Studio album by Jaci Velásquez
- Released: August 31, 1999
- Recorded: May – July 1999
- Studio: Crescent Moon Studios; EQ's Recording Studios; Fun Attic Studios (Miami, FL); Gentleman's Club Studios; North Bay Recording Studios (Miami Beach, FL); L.A. East Recording Studios (Salt Lake City, UT);
- Genre: Latin pop; Contemporary Christian; gospel; latin ballad;
- Length: 47:43
- Label: Sony Discos
- Producer: Rudy Pérez; Mark Heimermann; Phil Naish; Jorge Alberto Piño · Óscar Llord · Judith Volz (Exec.)

Jaci Velásquez chronology
| Jaci Velasquez (1998) | Llegar A Ti (1999) | Crystal Clear (2000) |

= Llegar a Ti =

Llegar a Ti (English: Get to You) is the sixth studio album and debut album made in Spanish recorded by American contemporary Christian music recording artist Jaci Velásquez. This album was released by Sony Discos on August 31, 1999 (see 1999 in music). The album peaked at No. 4 on the Top Latin Albums chart while the title track reached No. 1 on both the Billboard Hot Latin Tracks and Latin Pop Songs charts.
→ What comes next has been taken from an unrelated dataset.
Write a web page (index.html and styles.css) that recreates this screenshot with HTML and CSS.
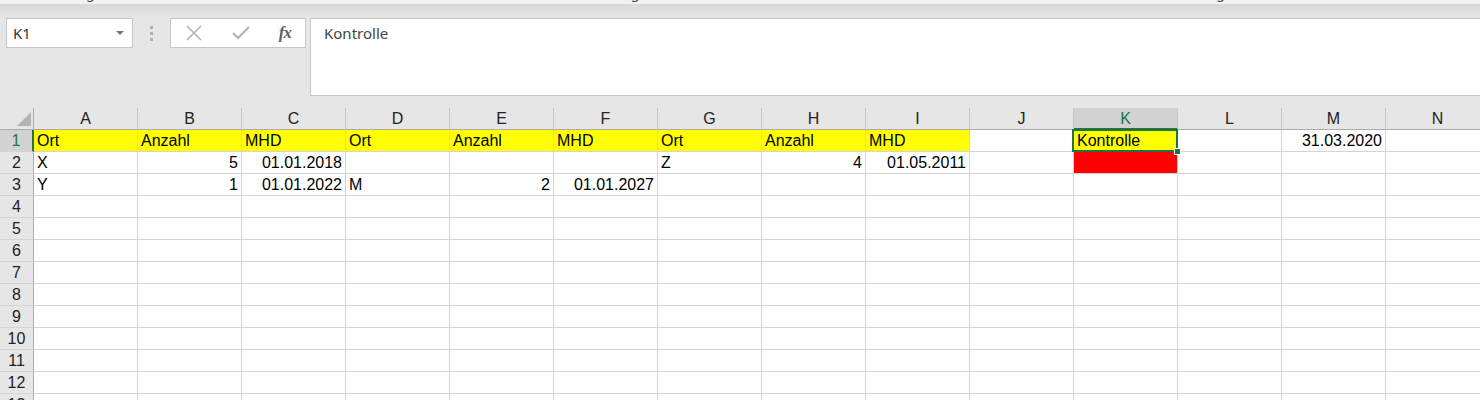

It received a nomination for a Grammy Award for Best Latin Pop Album, and the album's lead single, "Llegar a Ti", was nominated at the first Latin Grammy Awards in the category of "Best Female Pop Vocal Performance".

==Track listing==
1. "Con Tú Amor" (With Your Love) — 04:45
2. "Llegar A Ti" (To Get To You) (Later Adapted In English As "Love Will Find You") — 04:33
3. "Un Lugar Celestial" (A Heavenly Place) (Spanish Version Of: "Un Lugar Celestial") — 04:01
4. "Sólo Tú" (Only You) — 04:04
5. "Manantial De Caritas" (Caresses' Fountain) — 04:17
6. "De Creer En Tí" (Trust In You) (Spanish Version Of: "On My Knees") — 03:48
7. "Junto A Mí" (By My Side) — 04:15
8. "Mira Lo Qué Has Hecho En Mí" (Look What You Have Done In Me) (Spanish Version Of: "Look What Love Has Done") — 04:35
9. "Dentro Está Tú Voz" (Your Voice Is Inside Me) (Spanish Version Of: "Little Voice Inside") — 04:37
10. "Como Una Flor" (Like A Flower) (Spanish Version Of: "Flower In The Rain") — 03:36
11. "Al Mundo, Dios Amó" (God Loved The World) (Spanish Version Of: "God So Loved") — 05:12

==Singles==
1. "Llegar a ti" (A videoclip was made for this song)
2. "De creer en ti" (A videoclip was made for this song)
3. "Sólo tú"
4. "Un lugar celestial" (A videoclip was made for this song)

==Charts==

Chart performance for Llegar A Ti
| Chart (1999) | Peak position |
|---|---|
| US Christian Albums (Billboard) | 7 |
| US Top Latin Albums (Billboard) | 4 |
| US Latin Pop Albums (Billboard) | 2 |

==Sales and certifications==

| Region | Certification | Certified units/sales |
| United States (RIAA) | 2× Platinum (Latin) | 200,000^{^} |
^{^} Shipments figures based on certification alone.